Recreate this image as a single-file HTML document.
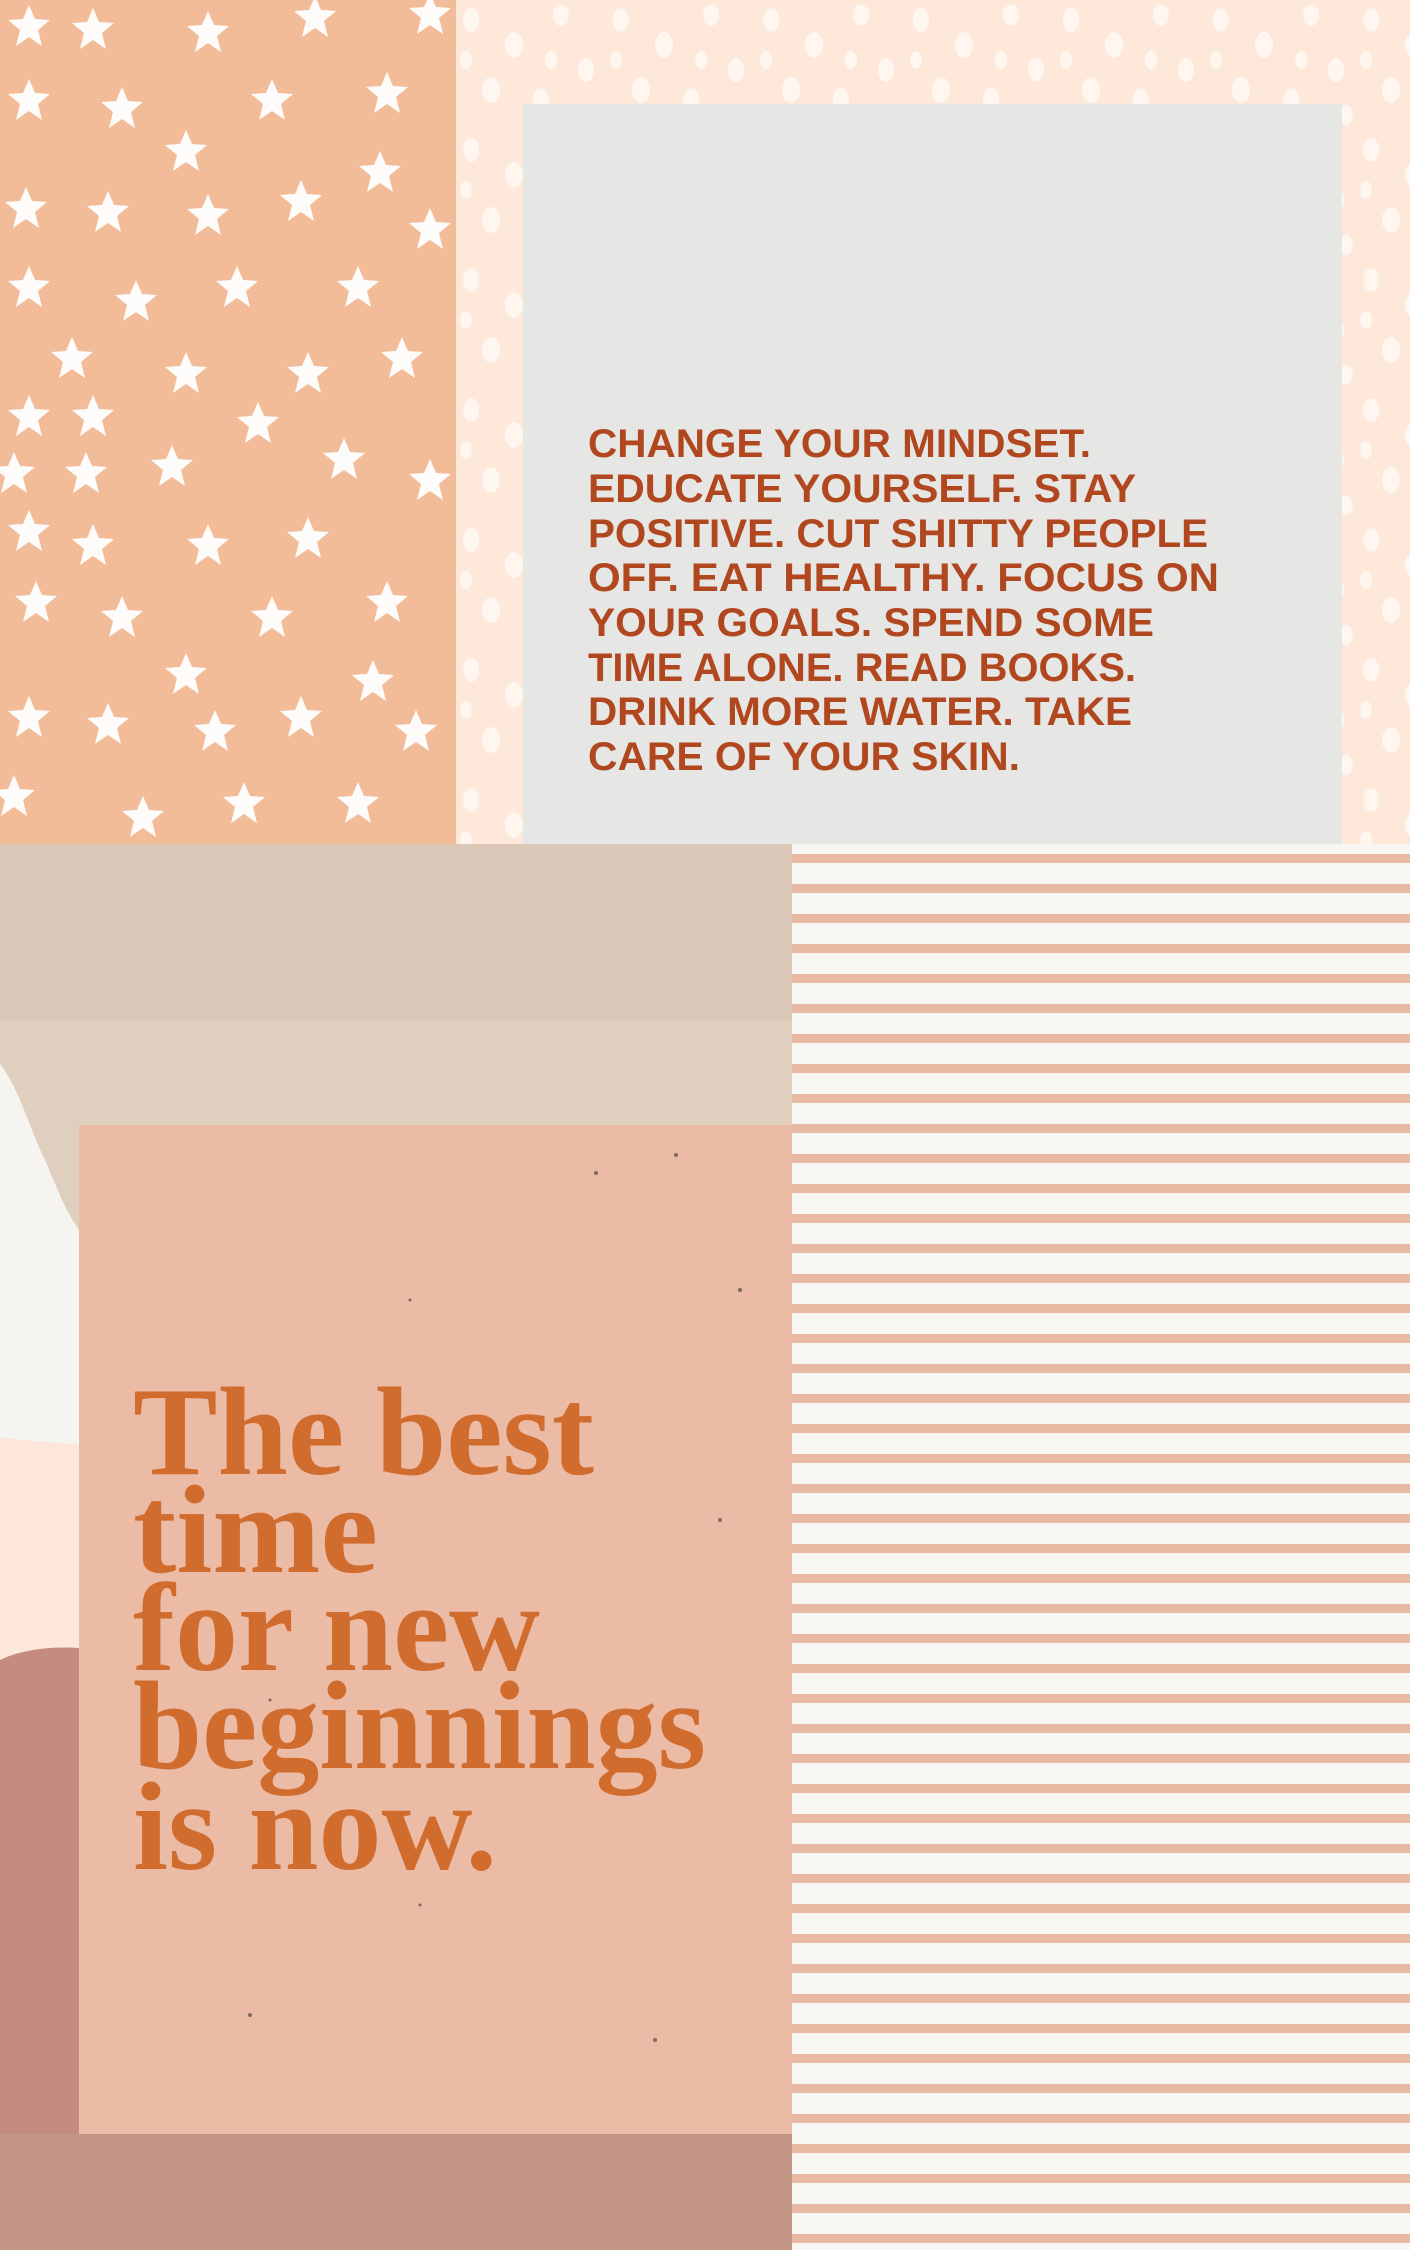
<!DOCTYPE html>
<html><head><meta charset="utf-8"><style>
html,body{margin:0;padding:0;}
body{width:1410px;height:2250px;position:relative;overflow:hidden;background:#fde9dc;}
svg{position:absolute;left:0;top:0;}
</style></head><body>
<svg width="1410" height="2250" viewBox="0 0 1410 2250" xmlns="http://www.w3.org/2000/svg">
<defs>
<pattern id="dots" x="456" y="0" width="150" height="130" patternUnits="userSpaceOnUse">
<rect width="150" height="130" fill="#fde8da"/>
<g fill="#fff6f0">
<ellipse cx="15" cy="20" rx="8" ry="12"/>
<ellipse cx="58" cy="45" rx="9" ry="13"/>
<ellipse cx="105" cy="15" rx="8" ry="11"/>
<ellipse cx="130" cy="70" rx="8" ry="12"/>
<ellipse cx="35" cy="90" rx="9" ry="13"/>
<ellipse cx="85" cy="100" rx="8" ry="12"/>
<ellipse cx="95" cy="60" rx="6" ry="9"/>
<ellipse cx="10" cy="60" rx="6" ry="9"/>
<ellipse cx="140" cy="115" rx="7" ry="10"/>
</g>
</pattern>
<pattern id="stripes" x="792" y="844" width="1410" height="30" patternUnits="userSpaceOnUse">
<rect width="1410" height="30" fill="#f7f6f2"/>
<rect y="10" width="1410" height="9" fill="#e8b9a3"/>
</pattern>
<polygon id="star" points="0,-21 6,-7 21,-6 9,4 13,20 0,11 -13,20 -9,4 -21,-6 -6,-7" fill="#fdfcfa"/>
</defs>

<rect x="456" y="0" width="954" height="844" fill="url(#dots)"/>
<rect x="0" y="0" width="456" height="844" fill="#f2bc99"/>
<g>
<use href="#star" x="29" y="26"/><use href="#star" x="93" y="29"/><use href="#star" x="208" y="32"/><use href="#star" x="315" y="17"/><use href="#star" x="430" y="14"/>
<use href="#star" x="29" y="100"/><use href="#star" x="122" y="108"/><use href="#star" x="272" y="100"/><use href="#star" x="387" y="93"/>
<use href="#star" x="186" y="151"/><use href="#star" x="380" y="172"/>
<use href="#star" x="26" y="208"/><use href="#star" x="108" y="212"/><use href="#star" x="208" y="215"/><use href="#star" x="301" y="201"/><use href="#star" x="430" y="229"/>
<use href="#star" x="29" y="287"/><use href="#star" x="136" y="301"/><use href="#star" x="237" y="287"/><use href="#star" x="358" y="287"/>
<use href="#star" x="72" y="358"/><use href="#star" x="186" y="373"/><use href="#star" x="308" y="373"/><use href="#star" x="402" y="358"/>
<use href="#star" x="29" y="416"/><use href="#star" x="93" y="416"/><use href="#star" x="258" y="423"/>
<use href="#star" x="14" y="473"/><use href="#star" x="86" y="473"/><use href="#star" x="172" y="466"/><use href="#star" x="344" y="459"/><use href="#star" x="430" y="480"/>
<use href="#star" x="29" y="531"/><use href="#star" x="93" y="545"/><use href="#star" x="208" y="545"/><use href="#star" x="308" y="538"/>
<use href="#star" x="36" y="602"/><use href="#star" x="122" y="617"/><use href="#star" x="272" y="617"/><use href="#star" x="387" y="602"/>
<use href="#star" x="186" y="674"/><use href="#star" x="373" y="681"/>
<use href="#star" x="29" y="717"/><use href="#star" x="108" y="724"/><use href="#star" x="215" y="731"/><use href="#star" x="301" y="717"/><use href="#star" x="416" y="731"/>
<use href="#star" x="14" y="796"/><use href="#star" x="143" y="817"/><use href="#star" x="244" y="803"/><use href="#star" x="358" y="803"/>
</g>

<rect x="523" y="104" width="819" height="740" fill="#e6e6e4"/>
<g font-family="Liberation Sans, sans-serif" font-weight="bold" font-size="40" fill="#b1471f">
<text x="588" y="457" textLength="503" lengthAdjust="spacingAndGlyphs">CHANGE YOUR MINDSET.</text>
<text x="588" y="502" textLength="548" lengthAdjust="spacingAndGlyphs">EDUCATE YOURSELF. STAY</text>
<text x="588" y="547" textLength="620" lengthAdjust="spacingAndGlyphs">POSITIVE. CUT SHITTY PEOPLE</text>
<text x="588" y="591" textLength="631" lengthAdjust="spacingAndGlyphs">OFF. EAT HEALTHY. FOCUS ON</text>
<text x="588" y="636" textLength="566" lengthAdjust="spacingAndGlyphs">YOUR GOALS. SPEND SOME</text>
<text x="588" y="681" textLength="548" lengthAdjust="spacingAndGlyphs">TIME ALONE. READ BOOKS.</text>
<text x="588" y="725" textLength="544" lengthAdjust="spacingAndGlyphs">DRINK MORE WATER. TAKE</text>
<text x="588" y="770" textLength="432" lengthAdjust="spacingAndGlyphs">CARE OF YOUR SKIN.</text>
</g>

<rect x="792" y="844" width="618" height="1406" fill="url(#stripes)"/>

<rect x="0" y="844" width="792" height="176" fill="#dcc8b9"/>
<rect x="0" y="1020" width="792" height="1114" fill="#e0cebf"/>
<path d="M0 1064 C20 1090 30 1130 45 1160 C58 1190 65 1210 79 1230 L79 1445 L0 1438 Z" fill="#f5f4f0"/>
<path d="M0 1438 L79 1445 L79 2134 L0 2134 Z" fill="#fde6da"/>
<path d="M0 1660 C20 1650 50 1646 79 1648 L79 2134 L0 2134 Z" fill="#c48c7e"/>
<rect x="0" y="2134" width="792" height="116" fill="#c29484"/>

<rect x="79" y="1125" width="713" height="1009" fill="#ecbba6"/>
<g fill="#7d6a64">
<circle cx="676" cy="1155" r="2"/><circle cx="596" cy="1173" r="2"/><circle cx="740" cy="1290" r="2"/>
<circle cx="410" cy="1300" r="1.5"/><circle cx="720" cy="1520" r="2"/><circle cx="250" cy="2015" r="2"/>
<circle cx="655" cy="2040" r="2"/><circle cx="270" cy="1700" r="1.5"/><circle cx="420" cy="1905" r="1.5"/>
</g>
<g font-family="Liberation Serif, serif" font-weight="bold" font-size="126" fill="#d06c2d">
<text x="133" y="1474" textLength="461" lengthAdjust="spacingAndGlyphs">The best</text>
<text x="133" y="1572" textLength="245" lengthAdjust="spacingAndGlyphs">time</text>
<text x="133" y="1670" textLength="407" lengthAdjust="spacingAndGlyphs">for new</text>
<text x="133" y="1768" textLength="573" lengthAdjust="spacingAndGlyphs">beginnings</text>
<text x="133" y="1869" textLength="364" lengthAdjust="spacingAndGlyphs">is now.</text>
</g>
</svg>
</body></html>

#### Work to do
Each line of the data should be quoted exactly, with pictures left out.

#### Solution for this exercise
Recreate this image as a single-file HTML document.
<!DOCTYPE html>
<html><head><meta charset="utf-8"><style>
html,body{margin:0;padding:0;}
body{width:1410px;height:2250px;position:relative;overflow:hidden;background:#fde9dc;}
svg{position:absolute;left:0;top:0;}
</style></head><body>
<svg width="1410" height="2250" viewBox="0 0 1410 2250" xmlns="http://www.w3.org/2000/svg">
<defs>
<pattern id="dots" x="456" y="0" width="150" height="130" patternUnits="userSpaceOnUse">
<rect width="150" height="130" fill="#fde8da"/>
<g fill="#fff6f0">
<ellipse cx="15" cy="20" rx="8" ry="12"/>
<ellipse cx="58" cy="45" rx="9" ry="13"/>
<ellipse cx="105" cy="15" rx="8" ry="11"/>
<ellipse cx="130" cy="70" rx="8" ry="12"/>
<ellipse cx="35" cy="90" rx="9" ry="13"/>
<ellipse cx="85" cy="100" rx="8" ry="12"/>
<ellipse cx="95" cy="60" rx="6" ry="9"/>
<ellipse cx="10" cy="60" rx="6" ry="9"/>
<ellipse cx="140" cy="115" rx="7" ry="10"/>
</g>
</pattern>
<pattern id="stripes" x="792" y="844" width="1410" height="30" patternUnits="userSpaceOnUse">
<rect width="1410" height="30" fill="#f7f6f2"/>
<rect y="10" width="1410" height="9" fill="#e8b9a3"/>
</pattern>
<polygon id="star" points="0,-21 6,-7 21,-6 9,4 13,20 0,11 -13,20 -9,4 -21,-6 -6,-7" fill="#fdfcfa"/>
</defs>

<rect x="456" y="0" width="954" height="844" fill="url(#dots)"/>
<rect x="0" y="0" width="456" height="844" fill="#f2bc99"/>
<g>
<use href="#star" x="29" y="26"/><use href="#star" x="93" y="29"/><use href="#star" x="208" y="32"/><use href="#star" x="315" y="17"/><use href="#star" x="430" y="14"/>
<use href="#star" x="29" y="100"/><use href="#star" x="122" y="108"/><use href="#star" x="272" y="100"/><use href="#star" x="387" y="93"/>
<use href="#star" x="186" y="151"/><use href="#star" x="380" y="172"/>
<use href="#star" x="26" y="208"/><use href="#star" x="108" y="212"/><use href="#star" x="208" y="215"/><use href="#star" x="301" y="201"/><use href="#star" x="430" y="229"/>
<use href="#star" x="29" y="287"/><use href="#star" x="136" y="301"/><use href="#star" x="237" y="287"/><use href="#star" x="358" y="287"/>
<use href="#star" x="72" y="358"/><use href="#star" x="186" y="373"/><use href="#star" x="308" y="373"/><use href="#star" x="402" y="358"/>
<use href="#star" x="29" y="416"/><use href="#star" x="93" y="416"/><use href="#star" x="258" y="423"/>
<use href="#star" x="14" y="473"/><use href="#star" x="86" y="473"/><use href="#star" x="172" y="466"/><use href="#star" x="344" y="459"/><use href="#star" x="430" y="480"/>
<use href="#star" x="29" y="531"/><use href="#star" x="93" y="545"/><use href="#star" x="208" y="545"/><use href="#star" x="308" y="538"/>
<use href="#star" x="36" y="602"/><use href="#star" x="122" y="617"/><use href="#star" x="272" y="617"/><use href="#star" x="387" y="602"/>
<use href="#star" x="186" y="674"/><use href="#star" x="373" y="681"/>
<use href="#star" x="29" y="717"/><use href="#star" x="108" y="724"/><use href="#star" x="215" y="731"/><use href="#star" x="301" y="717"/><use href="#star" x="416" y="731"/>
<use href="#star" x="14" y="796"/><use href="#star" x="143" y="817"/><use href="#star" x="244" y="803"/><use href="#star" x="358" y="803"/>
</g>

<rect x="523" y="104" width="819" height="740" fill="#e6e6e4"/>
<g font-family="Liberation Sans, sans-serif" font-weight="bold" font-size="40" fill="#b1471f">
<text x="588" y="457" textLength="503" lengthAdjust="spacingAndGlyphs">CHANGE YOUR MINDSET.</text>
<text x="588" y="502" textLength="548" lengthAdjust="spacingAndGlyphs">EDUCATE YOURSELF. STAY</text>
<text x="588" y="547" textLength="620" lengthAdjust="spacingAndGlyphs">POSITIVE. CUT SHITTY PEOPLE</text>
<text x="588" y="591" textLength="631" lengthAdjust="spacingAndGlyphs">OFF. EAT HEALTHY. FOCUS ON</text>
<text x="588" y="636" textLength="566" lengthAdjust="spacingAndGlyphs">YOUR GOALS. SPEND SOME</text>
<text x="588" y="681" textLength="548" lengthAdjust="spacingAndGlyphs">TIME ALONE. READ BOOKS.</text>
<text x="588" y="725" textLength="544" lengthAdjust="spacingAndGlyphs">DRINK MORE WATER. TAKE</text>
<text x="588" y="770" textLength="432" lengthAdjust="spacingAndGlyphs">CARE OF YOUR SKIN.</text>
</g>

<rect x="792" y="844" width="618" height="1406" fill="url(#stripes)"/>

<rect x="0" y="844" width="792" height="176" fill="#dcc8b9"/>
<rect x="0" y="1020" width="792" height="1114" fill="#e0cebf"/>
<path d="M0 1064 C20 1090 30 1130 45 1160 C58 1190 65 1210 79 1230 L79 1445 L0 1438 Z" fill="#f5f4f0"/>
<path d="M0 1438 L79 1445 L79 2134 L0 2134 Z" fill="#fde6da"/>
<path d="M0 1660 C20 1650 50 1646 79 1648 L79 2134 L0 2134 Z" fill="#c48c7e"/>
<rect x="0" y="2134" width="792" height="116" fill="#c29484"/>

<rect x="79" y="1125" width="713" height="1009" fill="#ecbba6"/>
<g fill="#7d6a64">
<circle cx="676" cy="1155" r="2"/><circle cx="596" cy="1173" r="2"/><circle cx="740" cy="1290" r="2"/>
<circle cx="410" cy="1300" r="1.5"/><circle cx="720" cy="1520" r="2"/><circle cx="250" cy="2015" r="2"/>
<circle cx="655" cy="2040" r="2"/><circle cx="270" cy="1700" r="1.5"/><circle cx="420" cy="1905" r="1.5"/>
</g>
<g font-family="Liberation Serif, serif" font-weight="bold" font-size="126" fill="#d06c2d">
<text x="133" y="1474" textLength="461" lengthAdjust="spacingAndGlyphs">The best</text>
<text x="133" y="1572" textLength="245" lengthAdjust="spacingAndGlyphs">time</text>
<text x="133" y="1670" textLength="407" lengthAdjust="spacingAndGlyphs">for new</text>
<text x="133" y="1768" textLength="573" lengthAdjust="spacingAndGlyphs">beginnings</text>
<text x="133" y="1869" textLength="364" lengthAdjust="spacingAndGlyphs">is now.</text>
</g>
</svg>
</body></html>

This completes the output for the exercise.